Di Indonesia sendiri, kebangkitan kepedulian terhadap perlindungan hak-hak asasi manusia di kalangan khalayak, kaum intelektual, lembaga-lembaga swadaya masyarakat, dan pemerintah merupakan suatu gejala yang wajar sehubungan dengan faktor-faktor yang sangat berpengaruhpada persepsi dan realisasi hak-hak manusia, yaitu tingkat perkembangan sosial, ekonomi, politik dan budayanya.
Dari sudut sejarah faktor pengaruh kepedulian terhadap hak-hak asasi manusia justru merupakan arus dasar dari perjuangannya untuk merdeka, dan kemudian upaya-upaya mengisi kemerdekaan itu melalui pembangunan untuk mengentas martabat manusia dan hak-hak asasinya.
Agama menempatkan manusia pada posisi yang sangat tinggi. Dalam islam misalnya dapat kita temukan penjelasan Al-Quran sebagai berikut:
“Dan sungguh, Kami telah memuliakan anak cucu Adam, dan Kami angkut mereka di darat dan di laut, dan Kami beri mereka rezeki dari yang baik-baik dan Kami lebihkan mereka di atas banyak makhluk yang Kami ciptakan dengan kelebihan yang sempurna."

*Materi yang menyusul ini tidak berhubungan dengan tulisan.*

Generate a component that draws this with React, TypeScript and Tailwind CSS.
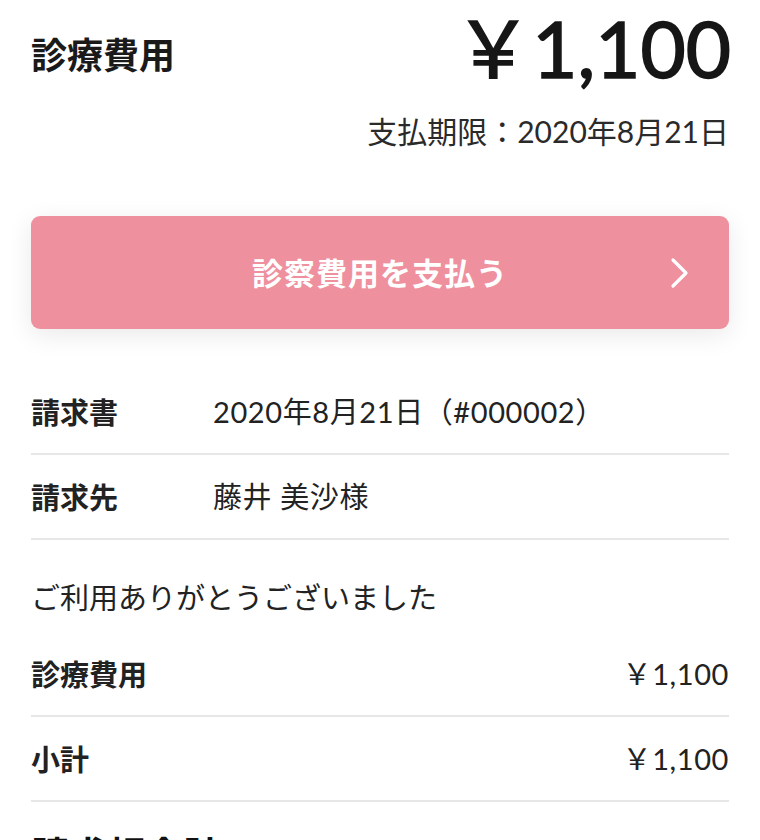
import React from "react";

const font = { fontFamily: 'Lato, "Noto Sans CJK JP", "Noto Sans", sans-serif' };

function Row({ label, value, right }: { label: string; value: string; right?: boolean }) {
  return (
    <div className="box-content flex h-[83px] items-center border-b-2 border-[#e7e7e7]">
      <div className="w-[182px] shrink-0 text-[29px] font-bold text-[#222]" style={{ fontFamily: '"Noto Sans CJK JP", sans-serif' }}>{label}</div>
      <div className={"flex-1 text-[29px] tracking-[0.6px] text-[#222] " + (right ? "text-right" : "")}>{value}</div>
    </div>
  );
}

export default function App() {
  return (
    <div className="min-h-[840px] w-[760px] overflow-hidden bg-white px-[31px]" style={font}>
      <div className="flex items-start justify-between">
        <div className="mt-[31px] text-[36px] font-bold leading-[44px] text-[#1a1a1a]" style={{ fontFamily: '"Noto Sans CJK JP", sans-serif' }}>診療費用</div>
        <div className="mr-[-2px] text-[78px] leading-[96px] text-[#161616] [-webkit-text-stroke:1.6px_#161616]">￥1,100</div>
      </div>
      <div className="mt-[15px] text-right text-[30px] leading-[40px] text-[#2a2a2a]">支払期限：2020年8月21日</div>

      <button className="relative mt-[65px] flex h-[113px] w-full items-center justify-center rounded-[9px] bg-[#ee909e] shadow-[0_6px_26px_rgba(0,0,0,0.09)]">
        <span className="text-[31px] font-bold tracking-[1px] text-white" style={{ fontFamily: '"Noto Sans CJK JP", sans-serif' }}>診察費用を支払う</span>
        <svg className="absolute right-[38px] top-1/2 -translate-y-1/2" width="22" height="32" viewBox="0 0 22 32" fill="none">
          <path d="M4 3 L17 16 L4 29" stroke="white" strokeWidth="3.2" strokeLinecap="round" strokeLinejoin="round" />
        </svg>
      </button>

      <div className="mt-[41px]">
        <Row label="請求書" value="2020年8月21日（#000002）" />
        <Row label="請求先" value="藤井 美沙様" />
        <div className="pb-[16px] pt-[40px] text-[29px] leading-[36px] text-[#222]">ご利用ありがとうございました</div>
        <Row label="診療費用" value="￥1,100" right />
        <Row label="小計" value="￥1,100" right />
        <div className="flex h-[100px] items-center justify-between">
          <div className="text-[38px] font-bold text-[#111]" style={{ fontFamily: '"Noto Sans CJK JP", sans-serif' }}>請求額合計</div>
          <div className="text-[34px] font-semibold text-[#111]">￥1,100</div>
        </div>
      </div>
    </div>
  );
}
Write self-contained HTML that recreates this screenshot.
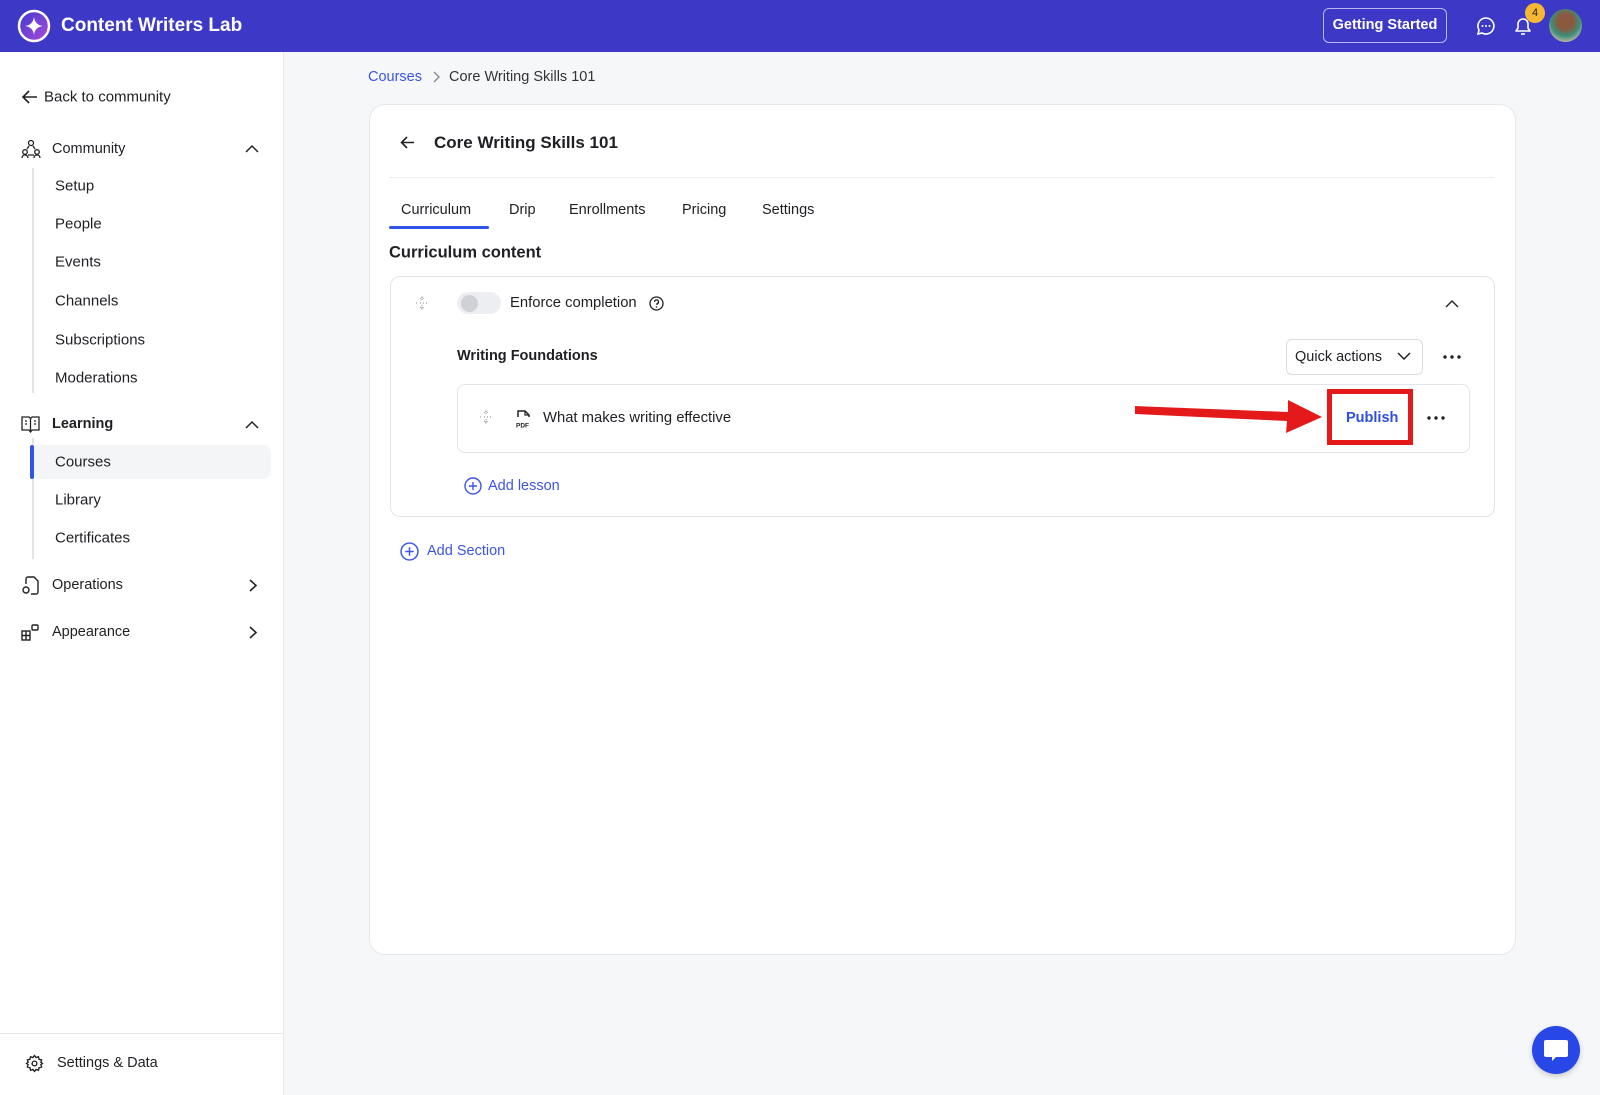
<!DOCTYPE html>
<html><head><meta charset="utf-8"><style>
*{box-sizing:border-box;margin:0;padding:0}
body{width:1600px;height:1095px;background:#f6f7f9;font-family:"Liberation Sans",sans-serif;color:#1f1f24;position:relative;overflow:hidden;font-size:15px}
.a{position:absolute;white-space:nowrap}
.hdr{left:0;top:0;width:1600px;height:52px;background:#3d39c6}
.side{left:0;top:52px;width:284px;height:1043px;background:#fff;border-right:1px solid #e6e7eb}
.t{transform:translateY(-50%)}
.blue{color:#3b55e6}
svg{position:absolute;overflow:visible}
</style></head><body>
<div class="a hdr"></div>
<svg style="left:17px;top:9px" width="34" height="34" viewBox="0 0 34 34"><defs><linearGradient id="g" x1="0" y1="0" x2="1" y2="1"><stop offset="0" stop-color="#3b3ad0"/><stop offset="1" stop-color="#b04ad8"/></linearGradient></defs><circle cx="17" cy="17" r="15" fill="url(#g)" stroke="#fff" stroke-width="2.5"/><path d="M17 8 Q18 16 26 17 Q18 18 17 26 Q16 18 8 17 Q16 16 17 8Z" fill="#fff"/></svg>
<div class="a t" style="left:61px;top:26px;color:#fff;font-size:19px;font-weight:bold">Content Writers Lab</div>
<div class="a" style="left:1323px;top:8px;width:124px;height:35px;border:1px solid #b9b6f0;border-radius:6px;color:#fff;font-size:14.5px;font-weight:bold;text-align:center;line-height:33px">Getting Started</div>
<svg style="left:1476px;top:16px" width="20" height="20" viewBox="0 0 20 20"><path d="M10 2a8 8 0 1 1-4 15l-4 1 1-4A8 8 0 0 1 10 2z" fill="none" stroke="#fff" stroke-width="1.6"/><circle cx="6.5" cy="10" r="1" fill="#fff"/><circle cx="10" cy="10" r="1" fill="#fff"/><circle cx="13.5" cy="10" r="1" fill="#fff"/></svg>
<svg style="left:1513px;top:15px" width="20" height="22" viewBox="0 0 20 22"><path d="M3 16h14l-2-3V9a5 5 0 0 0-10 0v4z" fill="none" stroke="#fff" stroke-width="1.6" stroke-linejoin="round"/><path d="M8 19h4" stroke="#fff" stroke-width="1.6"/></svg>
<div class="a" style="left:1525px;top:3px;width:20px;height:20px;border-radius:50%;background:#f7b733;color:#222;font-size:11px;text-align:center;line-height:20px">4</div>
<div class="a" style="left:1549px;top:9px;width:33px;height:33px;border-radius:50%;background:radial-gradient(circle at 50% 38%,#8a5a40 0 30%,#3a8f7a 55%,#c9b7a3 80%)"></div>

<div class="a side"></div>
<svg style="left:22px;top:90px" width="16" height="14" viewBox="0 0 16 14"><path d="M15 7H2M7 1 1 7l6 6" fill="none" stroke="#222" stroke-width="1.6"/></svg>
<div class="a t" style="left:44px;top:97px">Back to community</div>
<svg style="left:21px;top:139px" width="20" height="20" viewBox="0 0 20 20" fill="none" stroke="#222" stroke-width="1.3"><circle cx="10" cy="4" r="2.5"/><circle cx="4" cy="13" r="2.3"/><circle cx="16" cy="13" r="2.3"/><path d="M1 19c0-2 1.5-3 3-3s3 1 3 3M13 19c0-2 1.5-3 3-3s3 1 3 3M6 10l2-3M14 10l-2-3M7 16h6"/></svg>
<div class="a t" style="left:52px;top:149px;font-size:14.5px">Community</div>
<svg style="left:245px;top:145px" width="14" height="8" viewBox="0 0 14 8"><path d="M1 7l6-6 6 6" fill="none" stroke="#222" stroke-width="1.5"/></svg>
<div class="a" style="left:32px;top:168px;width:2px;height:225px;background:#e3e3e6"></div>
<div class="a t" style="left:55px;top:186px">Setup</div>
<div class="a t" style="left:55px;top:224px">People</div>
<div class="a t" style="left:55px;top:262px">Events</div>
<div class="a t" style="left:55px;top:301px">Channels</div>
<div class="a t" style="left:55px;top:340px">Subscriptions</div>
<div class="a t" style="left:55px;top:378px">Moderations</div>
<svg style="left:21px;top:416px" width="19" height="17" viewBox="0 0 19 17" fill="none" stroke="#222" stroke-width="1.3"><path d="M1 1h7l1.5 1.5L11 1h7v13h-7l-1.5 2L8 14H1z"/><path d="M9.5 2.5V15M4 5h2M4 8h2M13 5h2M13 8h2"/></svg>
<div class="a t" style="left:52px;top:424px;font-weight:bold;font-size:14.5px">Learning</div>
<svg style="left:245px;top:421px" width="14" height="8" viewBox="0 0 14 8"><path d="M1 7l6-6 6 6" fill="none" stroke="#222" stroke-width="1.5"/></svg>
<div class="a" style="left:32px;top:438px;width:2px;height:121px;background:#e3e3e6"></div>
<div class="a" style="left:32px;top:445px;width:239px;height:34px;background:#f4f5f7;border-radius:0 8px 8px 0"></div>
<div class="a" style="left:30px;top:445px;width:4px;height:34px;background:#2f55e8;border-radius:2px"></div>
<div class="a t" style="left:55px;top:462px">Courses</div>
<div class="a t" style="left:55px;top:500px">Library</div>
<div class="a t" style="left:55px;top:538px">Certificates</div>
<svg style="left:21px;top:576px" width="18" height="19" viewBox="0 0 18 19" fill="none" stroke="#222" stroke-width="1.4"><path d="M5 8V3a2 2 0 0 1 2-2h6l4 4v11a2 2 0 0 1-2 2H10"/><circle cx="5" cy="14" r="3"/></svg>
<div class="a t" style="left:52px;top:585px;font-size:14.5px">Operations</div>
<svg style="left:249px;top:579px" width="8" height="13" viewBox="0 0 8 13"><path d="M1 1l6 5.5L1 12" fill="none" stroke="#222" stroke-width="1.6"/></svg>
<svg style="left:21px;top:623px" width="18" height="18" viewBox="0 0 18 18" fill="none" stroke="#222" stroke-width="1.4"><rect x="1" y="8" width="8" height="9"/><path d="M1 12.5h8M5 8v9"/><rect x="11" y="2" width="6" height="5" rx="1"/></svg>
<div class="a t" style="left:52px;top:632px;font-size:14.5px">Appearance</div>
<svg style="left:249px;top:626px" width="8" height="13" viewBox="0 0 8 13"><path d="M1 1l6 5.5L1 12" fill="none" stroke="#222" stroke-width="1.6"/></svg>
<div class="a" style="left:0;top:1033px;width:284px;height:1px;background:#e6e7eb"></div>
<svg style="left:25px;top:1054px" width="19" height="19" viewBox="0 0 24 24" fill="none" stroke="#222" stroke-width="1.7"><circle cx="12" cy="12" r="3"/><path d="M12 2l2 2.5 3-1 .8 3.2 3.2.8-1 3L22 12l-2 1.5 1 3-3.2.8-.8 3.2-3-1L12 22l-2-2.5-3 1-.8-3.2L3 16.5l1-3L2 12l2-1.5-1-3 3.2-.8L7 3.5l3 1z"/></svg>
<div class="a t" style="left:57px;top:1063px;font-size:14.5px">Settings &amp; Data</div>

<div class="a t blue" style="left:368px;top:77px;font-size:14.5px">Courses</div>
<svg style="left:433px;top:71px" width="7" height="12" viewBox="0 0 7 12"><path d="M1 1l5 5-5 5" fill="none" stroke="#888" stroke-width="1.3"/></svg>
<div class="a t" style="left:449px;top:77px;font-size:14.5px;color:#333">Core Writing Skills 101</div>

<div class="a" style="left:369px;top:104px;width:1147px;height:851px;background:#fff;border:1px solid #e6e7eb;border-radius:16px"></div>
<svg style="left:400px;top:136px" width="15" height="13" viewBox="0 0 15 13"><path d="M14 6.5H2M7 1 1.5 6.5 7 12" fill="none" stroke="#222" stroke-width="1.6"/></svg>
<div class="a t" style="left:434px;top:143px;font-size:17px;font-weight:bold">Core Writing Skills 101</div>
<div class="a" style="left:389px;top:177px;width:1106px;height:1px;background:#ececef"></div>
<div class="a t" style="left:401px;top:210px;font-size:14.5px">Curriculum</div>
<div class="a t" style="left:509px;top:210px;font-size:14.5px">Drip</div>
<div class="a t" style="left:569px;top:210px;font-size:14.5px">Enrollments</div>
<div class="a t" style="left:682px;top:210px;font-size:14.5px">Pricing</div>
<div class="a t" style="left:762px;top:210px;font-size:14.5px">Settings</div>
<div class="a" style="left:389px;top:226px;width:100px;height:3px;background:#2f55e8;border-radius:2px"></div>
<div class="a t" style="left:389px;top:253px;font-size:16.5px;font-weight:bold">Curriculum content</div>

<div class="a" style="left:390px;top:276px;width:1105px;height:241px;border:1px solid #e3e4e8;border-radius:10px"></div>
<svg style="left:415px;top:296px" width="14" height="14" viewBox="0 0 14 14" fill="none" stroke="#888" stroke-width="1"><path d="M7 1v4M5 3l2-2 2 2M7 9v4M5 11l2 2 2-2M1 7h2M5 7h1M8 7h1M11 7h2" stroke-dasharray="1 1"/></svg>
<div class="a" style="left:457px;top:292px;width:44px;height:22px;border-radius:11px;background:#eceef2"></div>
<div class="a" style="left:461px;top:295px;width:17px;height:17px;border-radius:50%;background:#cfd1d7"></div>
<div class="a t" style="left:510px;top:303px;font-size:14.8px">Enforce completion</div>
<svg style="left:649px;top:296px" width="15" height="15" viewBox="0 0 15 15"><circle cx="7.5" cy="7.5" r="6.5" fill="none" stroke="#222" stroke-width="1.3"/><path d="M5.5 5.8a2 2 0 1 1 2.5 2V9" fill="none" stroke="#222" stroke-width="1.3"/><circle cx="7.5" cy="11" r=".8" fill="#222"/></svg>
<svg style="left:1445px;top:300px" width="14" height="8" viewBox="0 0 14 8"><path d="M1 7l6-6 6 6" fill="none" stroke="#222" stroke-width="1.4"/></svg>
<div class="a t" style="left:457px;top:356px;font-size:14.5px;font-weight:bold">Writing Foundations</div>
<div class="a" style="left:1286px;top:339px;width:137px;height:36px;border:1px solid #dcdde2;border-radius:6px"></div>
<div class="a t" style="left:1295px;top:357px;font-size:14.5px">Quick actions</div>
<svg style="left:1397px;top:352px" width="14" height="8" viewBox="0 0 14 8"><path d="M1 1l6 6 6-6" fill="none" stroke="#222" stroke-width="1.5"/></svg>
<svg style="left:1443px;top:355px" width="18" height="4" viewBox="0 0 18 4" fill="#222"><circle cx="2" cy="2" r="1.7"/><circle cx="9" cy="2" r="1.7"/><circle cx="16" cy="2" r="1.7"/></svg>
<div class="a" style="left:457px;top:384px;width:1013px;height:69px;border:1px solid #e3e4e8;border-radius:8px"></div>
<svg style="left:479px;top:410px" width="14" height="14" viewBox="0 0 14 14" fill="none" stroke="#888" stroke-width="1"><path d="M7 1v4M5 3l2-2 2 2M7 9v4M5 11l2 2 2-2M1 7h2M5 7h1M8 7h1M11 7h2" stroke-dasharray="1 1"/></svg>
<svg style="left:516px;top:409px" width="16" height="19" viewBox="0 0 16 19"><path d="M2 8V2h7l4 4v2" fill="none" stroke="#222" stroke-width="1.5"/><path d="M9 2v4h4" fill="none" stroke="#222" stroke-width="1.2"/><text x="0" y="18.5" font-size="6.5" font-weight="bold" font-family="Liberation Sans" fill="#222">PDF</text></svg>
<div class="a t" style="left:543px;top:418px;font-size:14.8px">What makes writing effective</div>
<svg style="left:1134px;top:398px" width="192" height="36" viewBox="0 0 192 36"><path d="M1 8 L154 14 L154 2 L188 19 L152 35 L153 23 L1 16Z" fill="#e41a1a"/></svg>
<div class="a" style="left:1327px;top:389px;width:86px;height:56px;border:5px solid #e41a1a;background:#fff"></div>
<div class="a t" style="left:1346px;top:418px;font-size:14.5px;font-weight:bold;color:#2f4fe0">Publish</div>
<svg style="left:1427px;top:416px" width="18" height="4" viewBox="0 0 18 4" fill="#222"><circle cx="2" cy="2" r="1.7"/><circle cx="9" cy="2" r="1.7"/><circle cx="16" cy="2" r="1.7"/></svg>
<svg style="left:464px;top:477px" width="18" height="18" viewBox="0 0 18 18" fill="none" stroke="#3b55e6" stroke-width="1.4"><circle cx="9" cy="9" r="8"/><path d="M9 5v8M5 9h8"/></svg>
<div class="a t blue" style="left:488px;top:486px;font-size:14.5px">Add lesson</div>
<svg style="left:400px;top:542px" width="19" height="19" viewBox="0 0 18 18" fill="none" stroke="#3b55e6" stroke-width="1.4"><circle cx="9" cy="9" r="8"/><path d="M9 5v8M5 9h8"/></svg>
<div class="a t blue" style="left:427px;top:551px;font-size:14.5px">Add Section</div>

<div class="a" style="left:1532px;top:1026px;width:48px;height:48px;border-radius:50%;background:#2747e6;box-shadow:0 2px 6px rgba(0,0,0,.2)"></div>
<svg style="left:1543px;top:1039px" width="26" height="24" viewBox="0 0 26 24"><path d="M3 1h20a2 2 0 0 1 2 2v13a2 2 0 0 1-2 2H13l-4 4v-4H3a2 2 0 0 1-2-2V3a2 2 0 0 1 2-2z" fill="#fff"/></svg>
</body></html>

Kedua: pemikiran yang tidak secara langsung mendasarkan diri pada agama. Pemikiran ini sangat beragam. Ada yang didasarkan pada suatu prinsip bahwa agama manusia bisa hidup di bawah nilai kemanusiaan memerlukan syarat objektif, yang bila syarat tersebut tidak terpenuhi maka nilai kemanusiaan akan musnah.
Dari berbagai penjelasan di atas dapat ditegaskan bahwa keberadaan hak asasi tidak tergantung pada dan bukan berasal dari manusia, melainkan berasal dari instansi yang lebih tinggi dari manusia. Oleh karena itu, ham tidak bisa dicabut dan tidak bisa dibatalkan oleh hukum positif manapun. Hukum positif harus diarahkan untuk mengadopsi dan tunduk pada ham. Dan bila ada yang bertentangan, maka hak asasi yang harus dimenangkan.